Needless to say, the island is
not all peaceful relaxation. On this tiny isle populated only with the relatives
of two men, hordes of zombies are roaming around the woods, where characters
repeatedly tread forgetting their guns for some unknown reason. Muldoon kills
the strangers that Patrick has been sending there but captures the risen dead
and keeps them in his barn.
His idea is to force them into
normal lives again. The local mailman is shackled to a mailbox, repeatedly
delivering the same mail over and over again, and a lumberjack makes a poor
attempt at chopping wood. Muldoon's ultimate plan is to encourage the zombies to
feed upon something other than human flesh. They don't take the bait, even when
it's a pig chained in the middle of the pen.
Muldoon's intentions, wildly
naïve as they may be, are the movie's sole new idea, and even those are
dismissed immediately upon his first appearance after the prologue. Once that
zombie doesn't start chewing on the swine, he kills it on the spot, effectively
butchering the cause of the O'Flynn/Muldoon rivalry along with it.
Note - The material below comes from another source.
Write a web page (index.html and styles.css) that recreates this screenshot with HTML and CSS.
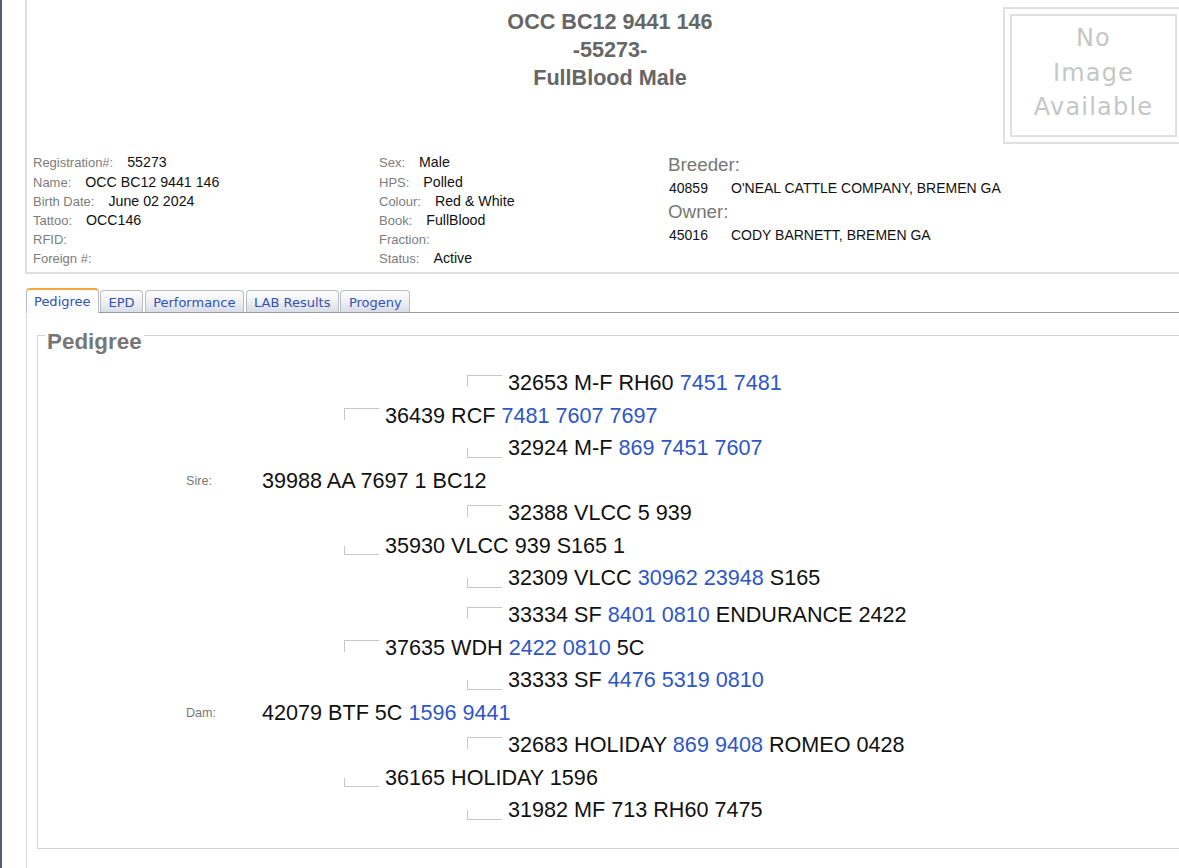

Romero has apparently dismissed
the notion of exploring any sort of thematic ground with his zombies. There's
something here in how two opposing forces will instinctually fight over
everything and anything (the movie's final shot vaguely pushes that point), but
his generic Western setup and ridiculous plot contrivances - including but not
limited to a random revelation of twins (so one can be a zombie, and the other
can give her dad guff) - undermine it. The National Guardsmen are only along for
the ride, with disposable characterizations befitting eventual zombie fodder.
What's left is the usual zombie
shooting gallery. They've always been easy targets, rambling slowly toward their
potential victims, and the hunters in this installment are so good at killing
zombies that they dispatch them with as much boredom as we have watching them do
so. There's no effort on their part, hence no suspense on ours. Romero simply
shows a lot of zombie heads exploding in bloody detail and repeats from
different angles.
With Survival of the Dead,
Romero's zombies have proven to shuffle their course. This must be, needs to be,
the end, for the movies have started to too closely resemble their undead stars.